Could Adam Idah win more caps for Ireland than Troy Parrott?
It's a debate that may overlap with the preferred strategy of the senior team over the next decade.
Parrott is undoubtedly the highest profile member of Ireland's new generation, the Dubliner whose progress has commanded significant interest on account of reports of how he is regarded at Spurs. The pre-season reports at Millwall were glowing too.
In the Stephen Kenny era, however, it would not be a huge surprise if Corkman Idah had more security about his standing within the group.
The Irish careers of the duo are destined to be interlinked, and possibly their club careers too given they both represented by the same agency and will always be aware of what the other is doing.
Idah is a year older than Parrott, yet the prodigious ability of the latter resulted in his promotion at underage level so they quickly became teammates.
When that Irish U-17 side were cruelly robbed in a penalty shoot-out farce against Holland in the European Championships, Idah was leading the line with Parrott operating in a slightly more withdrawn role as the playmaker.
The duo made a cameo appearance in the U-19 bracket before new U-21 boss Kenny bumped them up into his dressing-room.
Parrott's burgeoning reputation resulted in Mick McCarthy extending the senior invitation first, but injury has prevented the Belvedere product from travelling to Sofia.
What Kenny confirmed last week was that the Millwall loanee had actually missed out on his original 23 with David McGoldrick's fitness issues opening the door. In other words, Idah was ahead of him in the pecking order.
This wouldn't be a huge shock to regular viewers of Kenny's U-21 side. Similar to the fuss around Michael Obafemi's omission, it comes down to his favoured divisions of responsibilities and the structure of his forward options.
Parrott was an alternative to McGoldrick and the decision to go for Seán Maguire over Obafemi as next in line comes from a similar belief that the Preston player has experience of operating in the centre of a front three or playing just off the man in that role. The Southampton player does not have that.
The constant here is that Kenny wants a speedy number nine capable of operating through the middle on his own, either with the pace to run the channels and stretch the opposition or the hold-up ability that can bring others into play.
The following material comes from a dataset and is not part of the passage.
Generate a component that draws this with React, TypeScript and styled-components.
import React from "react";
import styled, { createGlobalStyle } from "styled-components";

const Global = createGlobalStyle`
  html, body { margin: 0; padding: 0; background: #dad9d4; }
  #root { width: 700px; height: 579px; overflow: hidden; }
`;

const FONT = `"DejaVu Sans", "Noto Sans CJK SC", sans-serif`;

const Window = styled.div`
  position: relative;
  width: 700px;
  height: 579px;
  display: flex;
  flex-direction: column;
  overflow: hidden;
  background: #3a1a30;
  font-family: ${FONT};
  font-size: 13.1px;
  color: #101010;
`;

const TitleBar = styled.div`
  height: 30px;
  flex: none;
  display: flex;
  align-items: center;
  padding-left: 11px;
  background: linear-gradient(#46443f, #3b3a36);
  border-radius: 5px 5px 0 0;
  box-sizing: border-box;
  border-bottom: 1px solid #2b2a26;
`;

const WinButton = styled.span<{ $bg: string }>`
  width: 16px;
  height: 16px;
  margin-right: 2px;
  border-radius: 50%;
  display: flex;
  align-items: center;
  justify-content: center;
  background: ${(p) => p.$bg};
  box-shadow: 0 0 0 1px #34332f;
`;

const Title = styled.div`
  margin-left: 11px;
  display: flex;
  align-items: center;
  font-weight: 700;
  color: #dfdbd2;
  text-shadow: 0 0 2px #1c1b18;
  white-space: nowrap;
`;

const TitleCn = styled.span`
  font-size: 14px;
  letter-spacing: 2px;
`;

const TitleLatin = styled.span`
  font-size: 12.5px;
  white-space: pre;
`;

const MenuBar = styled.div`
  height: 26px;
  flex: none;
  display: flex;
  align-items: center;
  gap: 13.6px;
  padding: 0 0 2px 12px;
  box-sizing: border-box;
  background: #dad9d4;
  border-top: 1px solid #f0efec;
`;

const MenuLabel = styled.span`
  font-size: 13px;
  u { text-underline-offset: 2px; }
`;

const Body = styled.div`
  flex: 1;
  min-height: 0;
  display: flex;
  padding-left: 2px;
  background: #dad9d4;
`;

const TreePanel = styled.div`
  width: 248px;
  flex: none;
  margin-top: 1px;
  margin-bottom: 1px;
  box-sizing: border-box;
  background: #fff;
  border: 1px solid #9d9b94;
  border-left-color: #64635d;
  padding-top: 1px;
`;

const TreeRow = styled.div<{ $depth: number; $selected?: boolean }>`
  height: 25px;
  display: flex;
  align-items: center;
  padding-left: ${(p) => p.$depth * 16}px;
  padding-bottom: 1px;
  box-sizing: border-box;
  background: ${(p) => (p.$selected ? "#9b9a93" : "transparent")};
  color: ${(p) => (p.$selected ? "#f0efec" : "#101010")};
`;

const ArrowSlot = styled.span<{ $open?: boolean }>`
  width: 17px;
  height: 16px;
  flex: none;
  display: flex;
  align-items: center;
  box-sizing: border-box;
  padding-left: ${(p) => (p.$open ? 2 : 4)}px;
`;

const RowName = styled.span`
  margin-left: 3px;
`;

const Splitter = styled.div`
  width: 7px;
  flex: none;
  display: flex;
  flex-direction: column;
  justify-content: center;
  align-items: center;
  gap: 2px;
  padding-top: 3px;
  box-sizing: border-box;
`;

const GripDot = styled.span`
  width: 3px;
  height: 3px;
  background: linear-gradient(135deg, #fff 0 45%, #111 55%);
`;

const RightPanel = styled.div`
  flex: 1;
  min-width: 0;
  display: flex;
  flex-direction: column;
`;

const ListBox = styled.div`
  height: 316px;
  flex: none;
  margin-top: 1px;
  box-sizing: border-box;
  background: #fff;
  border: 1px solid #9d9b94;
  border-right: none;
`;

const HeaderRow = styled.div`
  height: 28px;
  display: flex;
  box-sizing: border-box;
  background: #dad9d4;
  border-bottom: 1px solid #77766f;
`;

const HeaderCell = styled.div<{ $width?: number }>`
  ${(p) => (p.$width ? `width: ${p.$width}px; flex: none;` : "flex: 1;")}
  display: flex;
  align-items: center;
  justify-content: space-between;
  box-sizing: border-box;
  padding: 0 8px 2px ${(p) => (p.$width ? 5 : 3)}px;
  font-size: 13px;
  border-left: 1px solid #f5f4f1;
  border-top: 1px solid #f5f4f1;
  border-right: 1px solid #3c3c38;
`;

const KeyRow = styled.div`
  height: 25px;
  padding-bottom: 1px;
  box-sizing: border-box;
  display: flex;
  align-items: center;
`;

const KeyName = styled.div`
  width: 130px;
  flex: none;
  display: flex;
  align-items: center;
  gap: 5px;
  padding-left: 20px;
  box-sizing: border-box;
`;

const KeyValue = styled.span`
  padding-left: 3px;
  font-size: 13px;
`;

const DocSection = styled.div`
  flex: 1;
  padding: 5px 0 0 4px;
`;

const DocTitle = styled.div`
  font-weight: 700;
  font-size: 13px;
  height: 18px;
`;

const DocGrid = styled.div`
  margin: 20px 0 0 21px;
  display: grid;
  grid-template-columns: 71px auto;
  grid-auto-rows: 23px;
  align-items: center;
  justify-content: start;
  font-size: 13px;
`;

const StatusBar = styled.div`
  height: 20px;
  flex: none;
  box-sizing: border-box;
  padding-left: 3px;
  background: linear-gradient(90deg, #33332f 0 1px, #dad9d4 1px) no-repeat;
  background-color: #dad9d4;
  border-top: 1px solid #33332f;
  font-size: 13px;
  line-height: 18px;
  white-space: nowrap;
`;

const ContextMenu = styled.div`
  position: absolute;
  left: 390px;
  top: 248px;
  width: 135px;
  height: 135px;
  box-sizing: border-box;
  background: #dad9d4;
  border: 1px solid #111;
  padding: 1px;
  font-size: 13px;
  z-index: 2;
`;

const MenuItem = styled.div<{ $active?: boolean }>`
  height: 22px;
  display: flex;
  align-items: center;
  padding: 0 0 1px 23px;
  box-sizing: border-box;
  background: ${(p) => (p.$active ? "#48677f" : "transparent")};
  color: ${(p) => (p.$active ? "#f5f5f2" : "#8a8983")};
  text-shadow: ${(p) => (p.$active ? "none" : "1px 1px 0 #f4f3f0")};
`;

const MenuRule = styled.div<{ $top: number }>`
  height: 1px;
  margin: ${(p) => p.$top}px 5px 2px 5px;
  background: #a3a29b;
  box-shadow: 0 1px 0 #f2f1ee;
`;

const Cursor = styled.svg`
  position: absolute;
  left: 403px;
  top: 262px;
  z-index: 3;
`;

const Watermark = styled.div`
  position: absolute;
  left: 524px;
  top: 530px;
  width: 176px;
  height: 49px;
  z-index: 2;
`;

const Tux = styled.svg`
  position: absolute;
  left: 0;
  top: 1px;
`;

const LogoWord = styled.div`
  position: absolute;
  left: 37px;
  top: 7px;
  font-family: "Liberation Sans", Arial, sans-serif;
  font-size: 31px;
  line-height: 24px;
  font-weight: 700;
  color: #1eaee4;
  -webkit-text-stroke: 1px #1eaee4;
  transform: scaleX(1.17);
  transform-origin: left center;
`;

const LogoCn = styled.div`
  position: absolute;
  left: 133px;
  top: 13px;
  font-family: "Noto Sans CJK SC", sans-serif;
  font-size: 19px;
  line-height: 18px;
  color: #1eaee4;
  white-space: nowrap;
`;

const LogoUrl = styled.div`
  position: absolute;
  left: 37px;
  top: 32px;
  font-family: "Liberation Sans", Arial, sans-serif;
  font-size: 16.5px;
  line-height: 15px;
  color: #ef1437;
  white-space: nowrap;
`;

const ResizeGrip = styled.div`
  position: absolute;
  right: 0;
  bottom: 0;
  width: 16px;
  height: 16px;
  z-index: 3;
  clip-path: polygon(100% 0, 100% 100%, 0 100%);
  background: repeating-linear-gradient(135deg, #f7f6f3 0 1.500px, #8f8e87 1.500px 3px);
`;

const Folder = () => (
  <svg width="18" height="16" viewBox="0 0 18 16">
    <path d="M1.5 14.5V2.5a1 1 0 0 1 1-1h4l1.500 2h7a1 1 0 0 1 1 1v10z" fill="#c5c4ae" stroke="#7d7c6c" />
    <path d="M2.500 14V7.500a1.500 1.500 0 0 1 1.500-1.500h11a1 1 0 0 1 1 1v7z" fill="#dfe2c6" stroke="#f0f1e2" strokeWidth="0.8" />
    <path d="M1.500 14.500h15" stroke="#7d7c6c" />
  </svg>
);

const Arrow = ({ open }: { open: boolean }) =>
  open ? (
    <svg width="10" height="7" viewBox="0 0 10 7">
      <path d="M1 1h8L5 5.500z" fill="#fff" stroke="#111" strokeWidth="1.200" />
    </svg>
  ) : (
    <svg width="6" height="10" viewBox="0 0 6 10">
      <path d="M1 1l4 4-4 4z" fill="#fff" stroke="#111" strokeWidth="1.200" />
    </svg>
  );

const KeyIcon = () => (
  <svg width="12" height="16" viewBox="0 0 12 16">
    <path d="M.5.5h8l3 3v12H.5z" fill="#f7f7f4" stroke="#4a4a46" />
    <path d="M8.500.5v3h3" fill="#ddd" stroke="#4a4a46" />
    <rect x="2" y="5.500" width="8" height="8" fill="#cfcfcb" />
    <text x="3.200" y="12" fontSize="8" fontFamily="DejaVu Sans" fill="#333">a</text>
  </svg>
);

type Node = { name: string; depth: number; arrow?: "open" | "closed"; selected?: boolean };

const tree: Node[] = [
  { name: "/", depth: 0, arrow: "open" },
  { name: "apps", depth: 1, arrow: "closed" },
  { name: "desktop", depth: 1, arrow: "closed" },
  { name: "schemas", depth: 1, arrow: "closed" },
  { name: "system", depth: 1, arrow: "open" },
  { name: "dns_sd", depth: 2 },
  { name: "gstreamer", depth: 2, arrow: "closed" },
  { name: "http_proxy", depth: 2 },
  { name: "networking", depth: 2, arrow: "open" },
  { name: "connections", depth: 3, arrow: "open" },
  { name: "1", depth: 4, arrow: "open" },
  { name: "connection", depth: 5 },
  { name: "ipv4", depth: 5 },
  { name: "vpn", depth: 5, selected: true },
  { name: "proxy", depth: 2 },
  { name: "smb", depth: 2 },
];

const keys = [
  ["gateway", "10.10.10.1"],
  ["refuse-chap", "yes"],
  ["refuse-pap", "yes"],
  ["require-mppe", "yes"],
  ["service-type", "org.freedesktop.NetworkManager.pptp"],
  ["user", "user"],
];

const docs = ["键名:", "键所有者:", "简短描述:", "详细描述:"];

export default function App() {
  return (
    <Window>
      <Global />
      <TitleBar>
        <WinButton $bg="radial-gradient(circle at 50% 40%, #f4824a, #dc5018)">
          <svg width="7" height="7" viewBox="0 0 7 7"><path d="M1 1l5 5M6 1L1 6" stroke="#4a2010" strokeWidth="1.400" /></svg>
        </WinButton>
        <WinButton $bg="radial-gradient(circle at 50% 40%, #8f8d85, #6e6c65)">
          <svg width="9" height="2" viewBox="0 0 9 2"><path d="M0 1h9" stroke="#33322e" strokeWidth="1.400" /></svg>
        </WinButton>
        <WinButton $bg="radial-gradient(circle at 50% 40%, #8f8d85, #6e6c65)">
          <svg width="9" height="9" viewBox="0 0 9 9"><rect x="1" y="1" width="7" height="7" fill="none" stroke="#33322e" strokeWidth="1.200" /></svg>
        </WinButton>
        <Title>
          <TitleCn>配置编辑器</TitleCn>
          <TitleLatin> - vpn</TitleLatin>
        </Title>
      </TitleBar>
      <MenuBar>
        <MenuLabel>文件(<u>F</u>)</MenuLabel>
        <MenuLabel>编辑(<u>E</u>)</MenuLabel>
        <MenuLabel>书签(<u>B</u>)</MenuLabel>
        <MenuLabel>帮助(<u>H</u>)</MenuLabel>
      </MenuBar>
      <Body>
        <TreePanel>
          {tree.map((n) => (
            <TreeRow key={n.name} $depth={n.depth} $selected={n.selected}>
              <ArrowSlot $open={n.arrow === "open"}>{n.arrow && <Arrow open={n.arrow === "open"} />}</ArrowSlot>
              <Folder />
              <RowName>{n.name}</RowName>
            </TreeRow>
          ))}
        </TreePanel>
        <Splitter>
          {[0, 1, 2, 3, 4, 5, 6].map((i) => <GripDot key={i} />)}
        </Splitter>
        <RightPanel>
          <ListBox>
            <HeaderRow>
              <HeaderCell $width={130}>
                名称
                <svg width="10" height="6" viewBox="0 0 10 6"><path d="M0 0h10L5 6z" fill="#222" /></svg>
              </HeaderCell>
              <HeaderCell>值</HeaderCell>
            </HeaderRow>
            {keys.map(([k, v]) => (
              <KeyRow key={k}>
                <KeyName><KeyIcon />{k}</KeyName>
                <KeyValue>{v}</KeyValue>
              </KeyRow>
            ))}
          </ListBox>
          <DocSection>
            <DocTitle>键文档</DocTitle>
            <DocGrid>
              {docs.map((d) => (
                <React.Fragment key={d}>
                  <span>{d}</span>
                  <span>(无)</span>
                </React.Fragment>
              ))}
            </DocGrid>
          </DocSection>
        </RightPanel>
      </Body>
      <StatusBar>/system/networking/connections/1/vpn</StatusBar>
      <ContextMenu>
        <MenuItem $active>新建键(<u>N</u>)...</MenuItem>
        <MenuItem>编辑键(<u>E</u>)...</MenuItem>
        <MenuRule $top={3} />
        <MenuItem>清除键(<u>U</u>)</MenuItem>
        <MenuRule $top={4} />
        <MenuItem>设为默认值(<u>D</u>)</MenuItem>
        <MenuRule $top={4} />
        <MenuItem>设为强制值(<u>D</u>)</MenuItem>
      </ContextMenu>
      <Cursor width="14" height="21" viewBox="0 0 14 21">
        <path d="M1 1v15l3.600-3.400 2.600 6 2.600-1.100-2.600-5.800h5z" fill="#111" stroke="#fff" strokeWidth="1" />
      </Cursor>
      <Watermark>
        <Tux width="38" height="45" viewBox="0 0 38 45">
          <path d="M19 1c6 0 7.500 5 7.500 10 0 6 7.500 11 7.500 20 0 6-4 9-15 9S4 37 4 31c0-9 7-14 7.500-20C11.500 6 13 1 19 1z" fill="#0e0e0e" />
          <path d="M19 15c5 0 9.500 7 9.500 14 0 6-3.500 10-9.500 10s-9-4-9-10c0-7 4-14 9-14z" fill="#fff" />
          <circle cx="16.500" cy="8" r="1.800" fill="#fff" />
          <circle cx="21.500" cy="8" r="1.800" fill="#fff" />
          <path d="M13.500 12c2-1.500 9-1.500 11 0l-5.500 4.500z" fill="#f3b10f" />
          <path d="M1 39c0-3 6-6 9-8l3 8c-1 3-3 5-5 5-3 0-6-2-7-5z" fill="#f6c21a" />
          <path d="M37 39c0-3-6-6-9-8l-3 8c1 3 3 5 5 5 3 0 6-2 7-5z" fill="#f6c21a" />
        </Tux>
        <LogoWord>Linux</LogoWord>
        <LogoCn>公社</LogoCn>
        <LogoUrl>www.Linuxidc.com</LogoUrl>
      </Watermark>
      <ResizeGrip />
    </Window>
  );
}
This has been a theme of his recent European success with club and country. In 2016, the hard-working and relentless David McMillan was perfect for the challenges faced by his Dundalk side in the Champions League and Europa League.
Kenny seldom operated with a front two and went with Ciarán Kilduff, a taller and more direct option, when McMillan ran out of steam.
At U-21 level, he always deployed a strong-running operator to set the tone up top. Idah was there from the start and was selected for that brief in the Toulon tournament and through the qualifiers.
If he wanted an alternative he turned to Celtic's Jonathan Afolabi, a star of the U-19 side that reached the semi-final of the European Championships.
Parrott, by contrast, tended to operate as either a No 10 or on the left of a front three with the demand to cut inside to provide support to the middle men, also allowing full-backs to overlap.
That's a different job compared to how Spurs have tutored him, as Kenny explained last week. The teenager was the central attacker in his senior debut away at Colchester, albeit in another system.
"Troy is not one for running the channels all day, he is the one to get it into feet and who can look after the ball, protect it and he has good vision and good link-up play," he said.
"He likes to come right into midfield, that's how they've schooled him. That's like Harry Kane at Spurs, where Harry comes right into midfield and players run in behind him. I see Troy as having those sort of characteristics, who can play in a front three, and you can play into him and be a focal point."
But it's apparent that Kenny is excited by Idah's attributes and he might be better suited to the No 9 shirt in the personality of this team.
Shane Long's recall was no surprise because of his pace and his ability to operate with intensity from the front and stretch opposition defences. McGoldrick has developed into an all-rounder.
Aaron Connolly is like Obafemi in the sense that his better games for Brighton have come in a front two, but Kenny used him on the left of a three when he had him at U-21 level and, while he has acknowledged that the Galwegian is improving his skill-set, it's easier to see him figuring as a wide attacker.
With Idah, there's little room for confusion about the deployment.
Kenny has spoken of the College Corinthians product in glowing terms, and the whisper earlier this year was that he would be promoted to the senior squad if he got sufficient first-team experience. A double-figure number of outings off the bench with Norwich was evidently deemed sufficient.
"Adam has all the characteristics of a No 9 although not a No 9 that we have seen with Ireland that I can remember," said Kenny last week.
"That's in that, genuinely, he's got good physical presence. We've always had players with physical presence but were not quick or maybe the other way.
"But Adam is genuinely quick, fast, but also has a physical presence, more of a natural French type of striker in that he's got a tall physique and is quick as well. He has all the attributes but he's still learning.
"Because of his size he could always score goals but when you go up to the senior game, your movement has to be even better in the box. He still has to learn about that."
There's every chance that education will continue on the pitch in Vasil Levski National Stadium at some stage tomorrow night. Expect it to be the first appearance of many under this management.